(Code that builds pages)
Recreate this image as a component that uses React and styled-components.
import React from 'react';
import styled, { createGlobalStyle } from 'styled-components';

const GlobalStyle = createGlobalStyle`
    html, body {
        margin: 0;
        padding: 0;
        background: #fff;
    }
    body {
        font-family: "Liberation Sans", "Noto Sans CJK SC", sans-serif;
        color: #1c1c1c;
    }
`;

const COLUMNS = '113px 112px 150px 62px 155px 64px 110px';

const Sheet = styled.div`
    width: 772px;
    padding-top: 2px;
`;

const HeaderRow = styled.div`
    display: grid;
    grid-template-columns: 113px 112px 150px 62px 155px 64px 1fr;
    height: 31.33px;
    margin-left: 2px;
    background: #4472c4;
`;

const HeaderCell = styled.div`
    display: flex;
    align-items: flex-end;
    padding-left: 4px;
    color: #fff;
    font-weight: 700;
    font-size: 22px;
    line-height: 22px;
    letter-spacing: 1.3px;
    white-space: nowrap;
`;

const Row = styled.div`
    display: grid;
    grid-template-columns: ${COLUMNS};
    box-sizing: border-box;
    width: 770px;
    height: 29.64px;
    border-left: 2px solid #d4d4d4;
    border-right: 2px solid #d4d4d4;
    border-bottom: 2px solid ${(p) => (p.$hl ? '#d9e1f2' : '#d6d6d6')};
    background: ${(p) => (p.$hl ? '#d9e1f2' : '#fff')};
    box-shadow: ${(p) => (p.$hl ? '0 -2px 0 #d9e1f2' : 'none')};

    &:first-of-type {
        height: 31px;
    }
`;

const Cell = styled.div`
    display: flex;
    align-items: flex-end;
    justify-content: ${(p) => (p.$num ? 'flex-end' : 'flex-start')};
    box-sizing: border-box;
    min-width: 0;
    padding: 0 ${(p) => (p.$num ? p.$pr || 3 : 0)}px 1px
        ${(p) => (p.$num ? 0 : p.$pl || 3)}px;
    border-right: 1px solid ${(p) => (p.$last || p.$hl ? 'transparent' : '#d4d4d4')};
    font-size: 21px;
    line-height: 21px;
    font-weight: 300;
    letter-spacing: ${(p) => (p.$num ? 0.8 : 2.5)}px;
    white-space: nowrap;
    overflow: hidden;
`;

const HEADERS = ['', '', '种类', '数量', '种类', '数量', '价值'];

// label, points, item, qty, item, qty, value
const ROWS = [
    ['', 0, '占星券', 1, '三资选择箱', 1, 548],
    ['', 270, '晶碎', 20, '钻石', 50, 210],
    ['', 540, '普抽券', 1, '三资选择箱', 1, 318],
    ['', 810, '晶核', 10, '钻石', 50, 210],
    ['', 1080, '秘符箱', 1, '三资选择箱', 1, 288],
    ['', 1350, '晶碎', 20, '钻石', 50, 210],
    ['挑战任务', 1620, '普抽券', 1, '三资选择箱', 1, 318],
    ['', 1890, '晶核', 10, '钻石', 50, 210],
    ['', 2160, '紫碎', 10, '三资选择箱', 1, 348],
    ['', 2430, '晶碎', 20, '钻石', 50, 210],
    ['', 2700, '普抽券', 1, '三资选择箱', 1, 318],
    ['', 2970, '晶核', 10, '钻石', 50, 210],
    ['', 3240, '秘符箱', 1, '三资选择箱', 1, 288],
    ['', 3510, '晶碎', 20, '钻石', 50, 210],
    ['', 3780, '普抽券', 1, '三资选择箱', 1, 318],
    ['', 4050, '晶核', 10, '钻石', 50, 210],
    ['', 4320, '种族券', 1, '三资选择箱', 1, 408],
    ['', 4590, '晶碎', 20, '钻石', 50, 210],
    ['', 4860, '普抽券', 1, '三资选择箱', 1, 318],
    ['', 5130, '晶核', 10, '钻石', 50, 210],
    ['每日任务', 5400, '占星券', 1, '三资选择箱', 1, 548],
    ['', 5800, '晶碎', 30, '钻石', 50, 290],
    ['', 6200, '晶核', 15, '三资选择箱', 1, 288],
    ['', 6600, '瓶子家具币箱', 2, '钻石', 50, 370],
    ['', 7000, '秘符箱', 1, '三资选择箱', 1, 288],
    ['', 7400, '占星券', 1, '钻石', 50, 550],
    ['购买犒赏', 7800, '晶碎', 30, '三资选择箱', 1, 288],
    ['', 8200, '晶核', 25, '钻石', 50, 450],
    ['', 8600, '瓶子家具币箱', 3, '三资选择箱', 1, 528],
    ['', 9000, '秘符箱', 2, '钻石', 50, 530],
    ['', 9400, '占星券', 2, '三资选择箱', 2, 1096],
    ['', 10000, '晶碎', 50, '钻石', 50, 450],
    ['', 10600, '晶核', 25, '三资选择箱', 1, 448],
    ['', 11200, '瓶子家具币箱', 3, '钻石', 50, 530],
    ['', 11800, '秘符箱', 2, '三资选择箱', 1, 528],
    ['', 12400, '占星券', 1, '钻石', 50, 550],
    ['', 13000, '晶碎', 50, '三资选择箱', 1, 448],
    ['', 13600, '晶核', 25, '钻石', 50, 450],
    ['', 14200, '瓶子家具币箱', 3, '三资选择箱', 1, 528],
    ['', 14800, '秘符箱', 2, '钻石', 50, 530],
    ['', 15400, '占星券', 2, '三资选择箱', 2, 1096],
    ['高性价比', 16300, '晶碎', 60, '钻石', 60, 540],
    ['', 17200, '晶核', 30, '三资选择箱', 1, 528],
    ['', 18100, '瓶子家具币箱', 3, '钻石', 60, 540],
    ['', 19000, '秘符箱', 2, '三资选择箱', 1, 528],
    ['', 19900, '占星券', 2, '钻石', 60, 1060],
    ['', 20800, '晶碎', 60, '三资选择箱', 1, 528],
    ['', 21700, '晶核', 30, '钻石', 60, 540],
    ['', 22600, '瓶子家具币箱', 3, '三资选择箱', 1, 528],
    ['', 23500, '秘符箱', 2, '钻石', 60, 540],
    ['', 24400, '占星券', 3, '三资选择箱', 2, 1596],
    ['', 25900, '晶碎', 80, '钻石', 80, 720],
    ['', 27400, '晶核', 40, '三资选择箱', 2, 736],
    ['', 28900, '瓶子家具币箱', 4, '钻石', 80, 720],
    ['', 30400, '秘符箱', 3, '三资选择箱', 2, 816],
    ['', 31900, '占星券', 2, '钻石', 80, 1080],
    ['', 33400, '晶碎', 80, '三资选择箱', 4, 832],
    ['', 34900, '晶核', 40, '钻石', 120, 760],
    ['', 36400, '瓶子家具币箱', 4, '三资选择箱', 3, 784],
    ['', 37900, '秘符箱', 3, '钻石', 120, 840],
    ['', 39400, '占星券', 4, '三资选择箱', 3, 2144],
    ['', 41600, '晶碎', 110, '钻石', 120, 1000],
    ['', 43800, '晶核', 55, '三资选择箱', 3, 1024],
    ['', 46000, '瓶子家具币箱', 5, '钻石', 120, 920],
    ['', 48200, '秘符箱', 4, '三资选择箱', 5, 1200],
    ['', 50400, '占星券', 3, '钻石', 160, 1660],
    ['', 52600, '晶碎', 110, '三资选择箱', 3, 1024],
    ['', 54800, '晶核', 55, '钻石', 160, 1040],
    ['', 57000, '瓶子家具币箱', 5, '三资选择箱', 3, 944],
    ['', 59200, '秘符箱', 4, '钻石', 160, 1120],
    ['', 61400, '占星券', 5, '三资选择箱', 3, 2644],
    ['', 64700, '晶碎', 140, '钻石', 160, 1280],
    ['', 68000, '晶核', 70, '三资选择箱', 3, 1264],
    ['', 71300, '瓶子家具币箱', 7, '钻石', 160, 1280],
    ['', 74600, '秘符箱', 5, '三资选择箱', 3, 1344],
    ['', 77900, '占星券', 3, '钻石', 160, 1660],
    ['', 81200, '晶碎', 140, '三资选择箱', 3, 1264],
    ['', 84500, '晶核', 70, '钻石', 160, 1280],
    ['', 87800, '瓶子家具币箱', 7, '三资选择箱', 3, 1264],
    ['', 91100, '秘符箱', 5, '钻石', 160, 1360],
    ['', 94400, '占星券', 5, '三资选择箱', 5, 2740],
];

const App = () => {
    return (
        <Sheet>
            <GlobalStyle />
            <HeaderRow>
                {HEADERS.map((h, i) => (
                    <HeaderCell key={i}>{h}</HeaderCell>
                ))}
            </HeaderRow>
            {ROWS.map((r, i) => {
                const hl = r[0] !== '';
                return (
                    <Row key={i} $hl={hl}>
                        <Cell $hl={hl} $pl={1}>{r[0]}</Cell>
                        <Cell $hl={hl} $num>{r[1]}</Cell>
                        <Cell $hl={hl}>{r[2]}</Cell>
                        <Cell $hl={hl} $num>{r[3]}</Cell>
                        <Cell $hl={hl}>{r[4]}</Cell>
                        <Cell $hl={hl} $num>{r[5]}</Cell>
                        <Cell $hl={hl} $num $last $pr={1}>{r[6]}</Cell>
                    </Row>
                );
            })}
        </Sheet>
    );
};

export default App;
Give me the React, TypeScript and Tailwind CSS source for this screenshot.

WRITTEN PROBLEM = Where a line above includes "React", copy that line.

COMPLETE RESPONSE =
Recreate this image as a component that uses React and styled-components.
import React from 'react';
Give me the React, TypeScript and Tailwind CSS source for this screenshot.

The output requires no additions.